Iceberg-native product analytics

This does not exist yet, but I believe someday it will be here as the Iceberg ecosystem matures.

As of today, we have something close to this, which is warehouse-native product analytics: instead of piping your analytics data into a 3rd party product analytics platform, why not have them query your data warehouse instead? Few examples are Statsig, Mitzu, and Amplitude.

Iceberg-native observability stack

I’m not sure if this is here yet, but I believe there is no reason not to leverage Iceberg as the storage layer of observability stack. In fact, Datadog actually already uses Iceberg as their storage layer.

Embracing Iceberg should provide several benefits:

  • Your telemetry data is no longer vendor locked-in
  • Longer data retention at much lower cost
  • Higher cardinality at much lower cost
  • Bridge the gap with product analytics

But all of this seems overkill!

Obviously, if you are a small startup, you don’t need all of this. Just start with your favourite Postgres provider.

At some point, your data grows to a point where analytics use cases can no longer work by just querying your source Postgres database directly (especially if you have a bunch of microservices, each with its own database). When this happens, adopt your favourite data warehouse, then setup data replication from postgres to the data warehouse.

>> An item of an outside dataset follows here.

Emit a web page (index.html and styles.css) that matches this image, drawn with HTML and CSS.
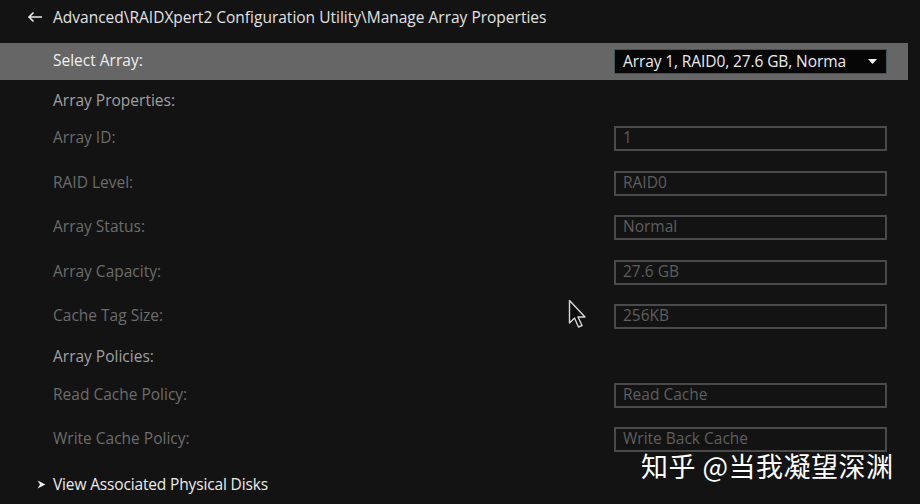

At some point, your data grows into hundreds of TBs, at which point the cost of storage alone will make your cry. When this happens, adopt Iceberg, and flip the data ingestion such that it ingests into Iceberg first, and have your data warehouse query Iceberg instead.

Or if you’re lazy and just want a managed data platform that provides all of this, just go with Snowflake, Databricks, or Clickhouse, all of which already provides managed Postgres (though Clickhouse Postgres is still in private preview). At somepoint I believe one of them will converge closer to my dream data platform.